Part of the reticence of top officials is apparently due to the fact that such military aid is classified and may be funneled to selected Syrian rebels forces in a covert mission by the Central Intelligence Agency.
"We do want to be responsive to the requests that have been made by the SMC and General Idris, consistent with our own national interests," said Rhodes, referring to rebel military leader Selim Idris.
State Department spokeswoman Jen Psaki rejected some reports in US media that a no-fly zone had been decided upon, though said it remained in the options that Obama had at his disposal.
A day after his White House announced stringer US aid to Syrian rebels after concluding Assad's forces had crossed a US "red line" by using chemical weapons, Obama still had not addressed the policy change in public.
The decision came after prolonged agonizing among White House officials about how to deepen US aid to Syrian rebels while at the same time trying to ensure America is not dragged into another war in the Middle East.

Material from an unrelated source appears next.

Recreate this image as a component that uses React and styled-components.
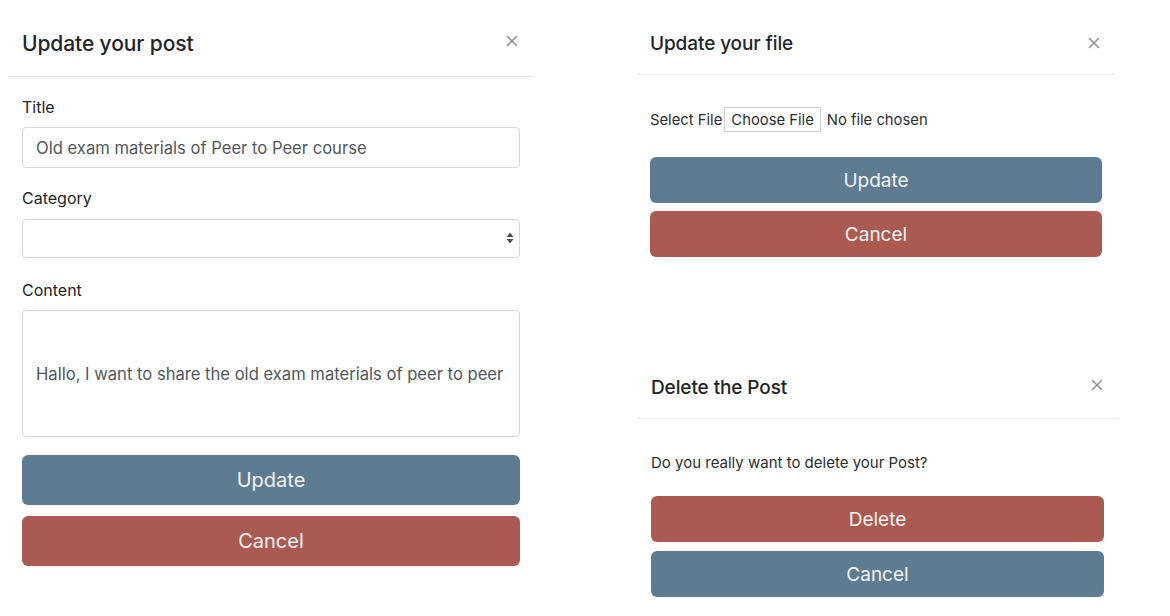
import React from "react";
import styled, { createGlobalStyle } from "styled-components";

const GlobalStyle = createGlobalStyle`
  body {
    margin: 0;
    background: #ffffff;
    font-family: Inter, "Liberation Sans", sans-serif;
    color: #212529;
  }
`;

const Page = styled.div`
  display: flex;
  align-items: flex-start;
  gap: 105px;
  padding-left: 8px;
`;

const Modal = styled.div`
  width: ${(p) => p.$w}px;
  padding-top: ${(p) => p.$top || 0}px;
`;

const Column = styled.div`
  display: flex;
  flex-direction: column;
  gap: 99px;
  padding-top: 12px;
`;

const Header = styled.div`
  display: flex;
  align-items: center;
  justify-content: space-between;
  height: ${(p) => p.$h}px;
  padding: 0 ${(p) => p.$right}px 0 ${(p) => p.$left}px;
  border-bottom: 1px solid #e5e8eb;
`;

const Title = styled.h5`
  margin: 0;
  font-size: ${(p) => p.$size}px;
  font-weight: 500;
  color: #212529;
  letter-spacing: -0.1px;
`;

const CloseBtn = styled.button`
  border: 0;
  background: none;
  padding: 0;
  width: 12px;
  height: 12px;
  display: flex;
  cursor: pointer;
  margin-top: ${(p) => p.$dy || 0}px;
`;

const Body = styled.div`
  padding: ${(p) => p.$top}px ${(p) => p.$right}px 0 ${(p) => p.$left}px;
  display: flex;
  flex-direction: column;
`;

const Label = styled.label`
  display: block;
  font-size: 16px;
  line-height: 24px;
  margin-bottom: 8px;
`;

const Group = styled.div`
  margin-bottom: ${(p) => p.$mb || 18}px;
`;

const Input = styled.input`
  box-sizing: border-box;
  width: 100%;
  height: ${(p) => p.$h || 41}px;
  border: 1px solid #d3d8dd;
  border-radius: 4px;
  padding: 0 13px;
  font-family: inherit;
  font-size: 16.6px;
  color: #51575d;
  background: #fff;
  outline: none;
`;

const SelectWrap = styled.div`
  position: relative;
  padding-top: 1px;
`;

const Select = styled.select`
  box-sizing: border-box;
  display: block;
  width: 100%;
  height: 39px;
  border: 1px solid #d3d8dd;
  border-radius: 4px;
  background: #fff;
  appearance: none;
  font-family: inherit;
  font-size: 16px;
`;

const Arrows = styled.svg`
  position: absolute;
  right: 6px;
  top: 14px;
  pointer-events: none;
`;

const Button = styled.button`
  box-sizing: border-box;
  width: 100%;
  height: ${(p) => p.$h}px;
  border: 0;
  border-radius: 6px;
  background: ${(p) => (p.$danger ? "#aa5a50" : "#5d7c91")};
  color: #f2f2f2;
  font-family: inherit;
  font-size: ${(p) => p.$size}px;
  margin-top: ${(p) => p.$mt}px;
  cursor: pointer;
`;

const FileRow = styled.div`
  display: flex;
  align-items: center;
  height: 25px;
  font-size: 14.8px;
  color: #2b2f33;
`;

const ChooseBtn = styled.span`
  box-sizing: border-box;
  display: inline-flex;
  align-items: center;
  height: 25px;
  padding: 0 6px;
  margin: 0 6px 0 2px;
  border: 1px solid #cfcfcf;
  background: #fff;
`;

const Text = styled.p`
  margin: 0;
  font-size: 15px;
  line-height: 20px;
  color: #2b2f33;
`;

const CloseIcon = () => (
  <svg width="12" height="12" viewBox="0 0 12 12">
    <path d="M1.5 1.5 L10.5 10.5 M10.5 1.5 L1.5 10.5" stroke="#8f9397" strokeWidth="1.6" strokeLinecap="round" />
  </svg>
);

export default function App() {
  return (
    <>
      <GlobalStyle />
      <Page>
        <Modal $w={525} $top={10}>
          <Header $h={66} $left={14} $right={15}>
            <Title $size={21}>Update your post</Title>
            <CloseBtn $dy={-5}><CloseIcon /></CloseBtn>
          </Header>
          <Body $top={18} $left={14} $right={13}>
            <Group>
              <Label>Title</Label>
              <Input defaultValue="Old exam materials of Peer to Peer course" />
            </Group>
            <Group $mb={20}>
              <Label>Category</Label>
              <SelectWrap>
                <Select />
                <Arrows width="8" height="12" viewBox="0 0 8 12">
                  <path d="M4 0.5 L7.5 5 L0.5 5 Z M4 11.5 L7.5 7 L0.5 7 Z" fill="#4a4f54" />
                </Arrows>
              </SelectWrap>
            </Group>
            <Label>Content</Label>
            <Input $h={127} defaultValue="Hallo, I want to share the old exam materials of peer to peer" />
            <Button $h={50} $size={20} $mt={18}>Update</Button>
            <Button $h={50} $size={20} $mt={11} $danger>Cancel</Button>
          </Body>
        </Modal>
        <Column>
          <Modal $w={476}>
            <Header $h={62} $left={12} $right={14}>
              <Title $size={19}>Update your file</Title>
              <CloseBtn><CloseIcon /></CloseBtn>
            </Header>
            <Body $top={32} $left={12} $right={12}>
              <FileRow>
                Select File
                <ChooseBtn>Choose File</ChooseBtn>
                No file chosen
              </FileRow>
              <Button $h={46} $size={19} $mt={25}>Update</Button>
              <Button $h={46} $size={19} $mt={8} $danger>Cancel</Button>
            </Body>
          </Modal>
          <Modal $w={479}>
            <Header $h={62} $left={13} $right={14}>
              <Title $size={19}>Delete the Post</Title>
              <CloseBtn $dy={-4}><CloseIcon /></CloseBtn>
            </Header>
            <Body $top={34} $left={13} $right={13}>
              <Text>Do you really want to delete your Post?</Text>
              <Button $h={46} $size={19} $mt={23} $danger>Delete</Button>
              <Button $h={46} $size={19} $mt={9}>Cancel</Button>
            </Body>
          </Modal>
        </Column>
      </Page>
    </>
  );
}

Obama could privately detail US plans in a video conference session later on Friday with the leaders of Britain, France, Germany and Italy, and will tackle the issue at the G8 summit Monday and Tuesday in Northern Ireland.
Despite private indications on the scope of the assistance and leaks to the media on the likelihood that some arms will be involved, the true nature of the new US military aid remained unclear.
"It seems to me that we are not yet clear precisely what the policy response is going to be -- greater support on a different scale, and with perhaps greater urgency of one kind or the other seems to be on the cards," said a Western diplomat.
"I think the specific answers of what and when and how have yet to be produced."